▸ **DIRECTION**:
Go through the entries below and copy each line containing the word "page".

Interface markup and scripts:
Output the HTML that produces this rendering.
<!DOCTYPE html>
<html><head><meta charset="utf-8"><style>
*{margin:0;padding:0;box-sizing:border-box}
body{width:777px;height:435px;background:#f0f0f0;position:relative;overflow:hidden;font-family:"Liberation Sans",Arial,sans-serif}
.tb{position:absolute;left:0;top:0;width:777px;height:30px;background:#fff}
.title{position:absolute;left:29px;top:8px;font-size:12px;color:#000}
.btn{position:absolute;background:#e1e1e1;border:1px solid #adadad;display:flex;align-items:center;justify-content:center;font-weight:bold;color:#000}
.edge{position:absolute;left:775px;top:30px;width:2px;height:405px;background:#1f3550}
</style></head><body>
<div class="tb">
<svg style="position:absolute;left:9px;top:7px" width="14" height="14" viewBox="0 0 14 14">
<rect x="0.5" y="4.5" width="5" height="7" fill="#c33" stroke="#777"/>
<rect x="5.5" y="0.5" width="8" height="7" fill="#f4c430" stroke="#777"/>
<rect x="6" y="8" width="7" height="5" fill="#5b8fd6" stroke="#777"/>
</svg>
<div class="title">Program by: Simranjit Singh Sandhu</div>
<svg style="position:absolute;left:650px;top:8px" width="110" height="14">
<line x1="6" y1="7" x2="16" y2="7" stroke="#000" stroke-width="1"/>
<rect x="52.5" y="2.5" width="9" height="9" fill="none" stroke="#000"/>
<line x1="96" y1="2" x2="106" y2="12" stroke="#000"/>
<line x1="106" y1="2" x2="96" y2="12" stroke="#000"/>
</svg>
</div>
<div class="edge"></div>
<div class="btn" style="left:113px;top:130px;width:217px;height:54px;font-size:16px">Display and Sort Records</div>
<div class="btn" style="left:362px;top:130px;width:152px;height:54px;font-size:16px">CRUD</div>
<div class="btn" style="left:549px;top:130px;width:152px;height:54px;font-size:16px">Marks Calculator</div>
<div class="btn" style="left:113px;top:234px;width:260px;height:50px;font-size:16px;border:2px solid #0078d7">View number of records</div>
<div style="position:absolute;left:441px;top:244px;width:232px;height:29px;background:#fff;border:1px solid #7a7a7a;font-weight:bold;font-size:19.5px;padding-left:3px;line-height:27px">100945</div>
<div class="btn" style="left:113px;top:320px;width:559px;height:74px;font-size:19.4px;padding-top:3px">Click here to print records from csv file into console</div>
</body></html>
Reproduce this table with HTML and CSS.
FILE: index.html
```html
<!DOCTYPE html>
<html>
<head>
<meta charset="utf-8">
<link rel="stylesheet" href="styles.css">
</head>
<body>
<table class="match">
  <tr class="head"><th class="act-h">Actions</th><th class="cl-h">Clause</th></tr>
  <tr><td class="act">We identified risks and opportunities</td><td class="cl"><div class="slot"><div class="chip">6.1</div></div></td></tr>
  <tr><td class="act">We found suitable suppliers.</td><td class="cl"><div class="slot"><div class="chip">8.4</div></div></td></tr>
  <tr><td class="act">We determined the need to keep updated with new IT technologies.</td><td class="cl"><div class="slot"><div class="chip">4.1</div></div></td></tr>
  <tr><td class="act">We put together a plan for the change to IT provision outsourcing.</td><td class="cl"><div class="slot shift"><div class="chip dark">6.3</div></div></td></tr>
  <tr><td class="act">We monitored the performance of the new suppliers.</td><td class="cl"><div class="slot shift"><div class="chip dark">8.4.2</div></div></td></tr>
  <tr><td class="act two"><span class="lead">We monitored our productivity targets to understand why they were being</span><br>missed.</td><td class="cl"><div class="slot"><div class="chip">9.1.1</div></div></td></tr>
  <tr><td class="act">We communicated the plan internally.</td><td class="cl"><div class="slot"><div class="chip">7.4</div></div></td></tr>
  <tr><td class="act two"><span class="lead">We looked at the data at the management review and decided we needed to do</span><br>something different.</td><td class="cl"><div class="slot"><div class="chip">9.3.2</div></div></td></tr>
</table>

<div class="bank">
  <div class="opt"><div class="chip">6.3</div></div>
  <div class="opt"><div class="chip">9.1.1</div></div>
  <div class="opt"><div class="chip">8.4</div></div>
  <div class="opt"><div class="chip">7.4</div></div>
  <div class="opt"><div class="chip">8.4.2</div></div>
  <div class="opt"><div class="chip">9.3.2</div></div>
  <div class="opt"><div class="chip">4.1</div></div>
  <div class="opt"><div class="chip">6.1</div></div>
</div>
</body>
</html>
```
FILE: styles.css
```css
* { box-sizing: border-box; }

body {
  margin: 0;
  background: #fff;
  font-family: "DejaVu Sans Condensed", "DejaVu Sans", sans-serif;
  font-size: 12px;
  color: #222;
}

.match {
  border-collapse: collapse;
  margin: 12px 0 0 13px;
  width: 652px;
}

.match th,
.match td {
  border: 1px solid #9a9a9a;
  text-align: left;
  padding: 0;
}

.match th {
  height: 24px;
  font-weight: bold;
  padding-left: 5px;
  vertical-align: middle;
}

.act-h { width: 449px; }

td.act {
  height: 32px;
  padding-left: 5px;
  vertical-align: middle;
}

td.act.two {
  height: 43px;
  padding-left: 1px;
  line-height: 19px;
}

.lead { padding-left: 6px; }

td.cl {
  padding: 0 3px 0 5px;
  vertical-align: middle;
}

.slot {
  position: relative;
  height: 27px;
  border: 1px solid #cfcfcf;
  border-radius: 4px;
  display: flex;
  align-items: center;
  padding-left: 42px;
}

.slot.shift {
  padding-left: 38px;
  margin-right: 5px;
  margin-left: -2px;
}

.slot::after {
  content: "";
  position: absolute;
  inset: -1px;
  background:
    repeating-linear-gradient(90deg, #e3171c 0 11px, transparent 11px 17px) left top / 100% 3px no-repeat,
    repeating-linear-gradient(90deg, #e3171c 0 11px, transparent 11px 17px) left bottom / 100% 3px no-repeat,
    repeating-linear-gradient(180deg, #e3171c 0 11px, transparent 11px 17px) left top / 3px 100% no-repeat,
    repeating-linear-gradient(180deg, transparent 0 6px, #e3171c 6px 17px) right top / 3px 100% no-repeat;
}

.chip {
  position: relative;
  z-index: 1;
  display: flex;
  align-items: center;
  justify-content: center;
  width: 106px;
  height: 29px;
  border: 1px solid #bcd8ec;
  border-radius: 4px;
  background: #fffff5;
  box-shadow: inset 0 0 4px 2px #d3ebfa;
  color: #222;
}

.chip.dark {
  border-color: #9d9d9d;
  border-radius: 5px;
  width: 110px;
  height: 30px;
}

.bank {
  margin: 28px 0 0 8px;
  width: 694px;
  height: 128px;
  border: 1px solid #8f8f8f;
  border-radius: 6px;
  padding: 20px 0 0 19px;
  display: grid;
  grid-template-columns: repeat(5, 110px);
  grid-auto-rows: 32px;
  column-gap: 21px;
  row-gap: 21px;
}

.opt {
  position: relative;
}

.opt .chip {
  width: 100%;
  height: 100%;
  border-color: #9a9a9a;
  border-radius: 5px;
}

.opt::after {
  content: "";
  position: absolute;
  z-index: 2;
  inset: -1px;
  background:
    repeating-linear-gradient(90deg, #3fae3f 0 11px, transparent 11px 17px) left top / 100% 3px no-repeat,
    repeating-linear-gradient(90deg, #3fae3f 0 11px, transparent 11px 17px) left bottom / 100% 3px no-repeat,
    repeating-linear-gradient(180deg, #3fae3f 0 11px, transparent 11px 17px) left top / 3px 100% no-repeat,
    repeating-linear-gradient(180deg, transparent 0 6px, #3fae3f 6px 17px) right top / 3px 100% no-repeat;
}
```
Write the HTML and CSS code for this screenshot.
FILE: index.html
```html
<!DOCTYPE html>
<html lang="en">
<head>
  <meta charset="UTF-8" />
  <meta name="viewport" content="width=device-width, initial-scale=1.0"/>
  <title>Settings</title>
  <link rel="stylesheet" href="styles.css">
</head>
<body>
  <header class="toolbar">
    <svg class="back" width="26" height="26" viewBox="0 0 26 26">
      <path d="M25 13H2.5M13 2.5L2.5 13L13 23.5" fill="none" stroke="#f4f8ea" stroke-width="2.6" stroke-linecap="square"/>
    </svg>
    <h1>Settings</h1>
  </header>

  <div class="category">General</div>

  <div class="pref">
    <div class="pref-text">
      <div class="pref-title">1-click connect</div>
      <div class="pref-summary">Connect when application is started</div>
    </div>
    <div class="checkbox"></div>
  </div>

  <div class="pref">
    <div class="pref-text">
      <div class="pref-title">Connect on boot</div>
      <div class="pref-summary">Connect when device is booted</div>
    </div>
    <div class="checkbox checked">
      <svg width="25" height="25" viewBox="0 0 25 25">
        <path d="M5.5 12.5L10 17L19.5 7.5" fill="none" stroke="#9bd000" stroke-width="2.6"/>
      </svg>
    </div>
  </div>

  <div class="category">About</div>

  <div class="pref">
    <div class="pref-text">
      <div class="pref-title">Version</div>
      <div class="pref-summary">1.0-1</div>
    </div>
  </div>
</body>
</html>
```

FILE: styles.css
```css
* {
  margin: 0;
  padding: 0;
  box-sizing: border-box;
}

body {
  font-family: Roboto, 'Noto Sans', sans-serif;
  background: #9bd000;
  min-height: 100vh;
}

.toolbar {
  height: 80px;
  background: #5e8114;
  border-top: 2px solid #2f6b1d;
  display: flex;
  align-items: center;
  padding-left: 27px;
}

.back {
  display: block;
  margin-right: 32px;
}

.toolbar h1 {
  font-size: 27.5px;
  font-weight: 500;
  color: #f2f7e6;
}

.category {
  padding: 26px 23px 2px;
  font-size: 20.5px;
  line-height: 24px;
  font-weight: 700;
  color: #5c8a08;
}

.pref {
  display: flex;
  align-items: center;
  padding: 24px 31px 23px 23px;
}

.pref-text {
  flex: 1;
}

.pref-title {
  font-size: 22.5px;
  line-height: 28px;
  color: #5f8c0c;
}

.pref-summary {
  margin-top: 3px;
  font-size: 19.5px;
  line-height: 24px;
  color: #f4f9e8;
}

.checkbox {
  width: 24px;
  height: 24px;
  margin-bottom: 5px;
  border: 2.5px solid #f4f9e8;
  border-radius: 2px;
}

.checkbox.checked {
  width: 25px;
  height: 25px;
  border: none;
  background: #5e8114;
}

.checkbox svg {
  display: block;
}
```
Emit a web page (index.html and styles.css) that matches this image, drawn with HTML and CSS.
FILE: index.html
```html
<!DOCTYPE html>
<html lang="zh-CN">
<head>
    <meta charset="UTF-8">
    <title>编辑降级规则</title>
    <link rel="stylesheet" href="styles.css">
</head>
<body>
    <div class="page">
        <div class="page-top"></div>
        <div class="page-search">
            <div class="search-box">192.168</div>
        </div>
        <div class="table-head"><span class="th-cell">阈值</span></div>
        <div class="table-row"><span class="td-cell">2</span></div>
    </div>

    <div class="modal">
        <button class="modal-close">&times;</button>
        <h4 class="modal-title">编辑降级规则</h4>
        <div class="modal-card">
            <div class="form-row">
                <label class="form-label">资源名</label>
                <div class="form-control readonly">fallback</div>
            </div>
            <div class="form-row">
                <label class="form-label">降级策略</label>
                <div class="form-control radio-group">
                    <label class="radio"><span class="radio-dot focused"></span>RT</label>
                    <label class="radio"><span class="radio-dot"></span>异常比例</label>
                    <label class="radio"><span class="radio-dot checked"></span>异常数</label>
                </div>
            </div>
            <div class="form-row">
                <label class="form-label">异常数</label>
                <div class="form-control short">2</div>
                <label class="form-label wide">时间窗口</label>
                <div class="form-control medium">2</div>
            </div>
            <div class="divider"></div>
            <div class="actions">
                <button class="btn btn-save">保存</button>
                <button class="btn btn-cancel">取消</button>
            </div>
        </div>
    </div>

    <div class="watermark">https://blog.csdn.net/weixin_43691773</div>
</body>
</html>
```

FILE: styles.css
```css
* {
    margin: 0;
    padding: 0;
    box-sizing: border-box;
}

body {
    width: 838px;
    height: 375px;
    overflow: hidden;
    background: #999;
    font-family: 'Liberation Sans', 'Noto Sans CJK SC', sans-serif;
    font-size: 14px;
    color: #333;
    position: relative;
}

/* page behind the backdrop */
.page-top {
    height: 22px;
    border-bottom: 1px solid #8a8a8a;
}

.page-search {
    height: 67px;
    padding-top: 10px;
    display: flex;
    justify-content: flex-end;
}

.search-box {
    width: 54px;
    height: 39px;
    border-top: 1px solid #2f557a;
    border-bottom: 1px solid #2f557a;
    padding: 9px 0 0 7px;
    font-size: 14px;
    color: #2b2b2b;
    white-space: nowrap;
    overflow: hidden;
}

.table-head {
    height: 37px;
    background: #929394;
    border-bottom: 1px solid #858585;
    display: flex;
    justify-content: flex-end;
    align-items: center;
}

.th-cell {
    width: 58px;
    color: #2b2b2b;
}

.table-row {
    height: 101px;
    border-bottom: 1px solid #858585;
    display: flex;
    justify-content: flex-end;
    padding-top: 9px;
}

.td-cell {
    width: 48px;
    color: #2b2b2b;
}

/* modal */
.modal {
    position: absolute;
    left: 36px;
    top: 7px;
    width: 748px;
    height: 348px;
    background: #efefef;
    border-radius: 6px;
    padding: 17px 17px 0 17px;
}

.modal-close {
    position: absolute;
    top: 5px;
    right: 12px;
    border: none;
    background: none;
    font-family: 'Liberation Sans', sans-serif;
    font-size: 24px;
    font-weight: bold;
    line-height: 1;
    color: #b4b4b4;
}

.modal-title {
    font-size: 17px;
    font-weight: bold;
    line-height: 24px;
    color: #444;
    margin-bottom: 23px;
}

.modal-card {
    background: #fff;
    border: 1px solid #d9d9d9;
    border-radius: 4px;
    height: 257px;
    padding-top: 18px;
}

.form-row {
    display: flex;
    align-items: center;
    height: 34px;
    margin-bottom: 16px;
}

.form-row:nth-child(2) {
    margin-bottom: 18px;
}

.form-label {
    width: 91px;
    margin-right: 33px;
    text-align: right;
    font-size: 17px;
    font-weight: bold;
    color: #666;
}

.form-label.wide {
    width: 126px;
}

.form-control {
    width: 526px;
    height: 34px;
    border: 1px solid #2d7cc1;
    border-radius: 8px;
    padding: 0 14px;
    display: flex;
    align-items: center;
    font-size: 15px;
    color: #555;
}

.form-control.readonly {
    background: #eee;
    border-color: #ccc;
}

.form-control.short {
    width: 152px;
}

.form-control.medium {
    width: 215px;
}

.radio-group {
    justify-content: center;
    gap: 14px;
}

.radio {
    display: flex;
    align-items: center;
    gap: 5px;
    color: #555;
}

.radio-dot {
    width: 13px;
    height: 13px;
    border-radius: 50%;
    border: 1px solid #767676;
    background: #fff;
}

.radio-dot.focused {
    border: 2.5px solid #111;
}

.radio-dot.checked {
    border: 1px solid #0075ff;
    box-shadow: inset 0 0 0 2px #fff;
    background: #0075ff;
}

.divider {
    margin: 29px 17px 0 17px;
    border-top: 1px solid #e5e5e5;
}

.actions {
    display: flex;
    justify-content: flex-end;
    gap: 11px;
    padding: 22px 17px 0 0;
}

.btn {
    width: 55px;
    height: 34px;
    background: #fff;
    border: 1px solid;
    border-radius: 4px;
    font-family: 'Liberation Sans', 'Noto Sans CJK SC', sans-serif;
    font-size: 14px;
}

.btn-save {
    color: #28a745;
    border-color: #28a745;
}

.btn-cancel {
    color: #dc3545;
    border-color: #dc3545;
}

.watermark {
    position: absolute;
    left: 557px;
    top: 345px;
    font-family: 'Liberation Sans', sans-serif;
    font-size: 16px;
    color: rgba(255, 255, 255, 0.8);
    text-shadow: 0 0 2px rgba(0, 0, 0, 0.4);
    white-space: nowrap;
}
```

▸ **EXPECTED ANSWER**:
Emit a web page (index.html and styles.css) that matches this image, drawn with HTML and CSS.
    <div class="page">
        <div class="page-top"></div>
        <div class="page-search">
/* page behind the backdrop */
.page-top {
.page-search {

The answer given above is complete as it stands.